CAMPAGNE MEDITERRANEA NEUIGKEITEN
Am 18. März dieses Jahres beendete die Mare Jonio ihre erste Kampagne 2019 mit
der Rettung von ca. 50 Personen unweit der lybischen Küste. In den darauffolgenden
Tagen und während einer spannungsgeladenen Wartezeit blieb das Schiff in der
Nähe der Küste von Lampedusa, ohne dass die Migranten vom Bord konnten. Das
Schiff wurde beschlagnahmt, sein Kapitän Pietro Marrone sowie der Beauftragte Luca
Casarini wurden einer gerichtlichen Untersuchung unterzogen.

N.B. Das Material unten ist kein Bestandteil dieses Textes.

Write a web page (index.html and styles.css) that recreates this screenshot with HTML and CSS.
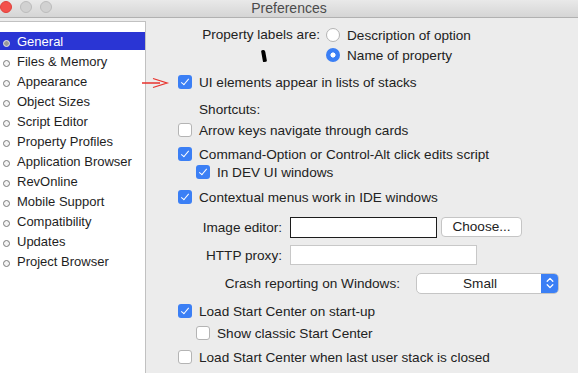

Seit Februar 2019 unterstützt Emmaus Italia Mediterranea durch konkrete
Maßnahmen (Kleider-und Geldsammlung) und verfolgt die Lage von Anfang an
aufmerksam. Wir tun es insbesondere jetzt, wo das Schiff Mare Junio schließlich
wieder ins Meer stechen konnte für eine neue Such-und Rettungskampagne.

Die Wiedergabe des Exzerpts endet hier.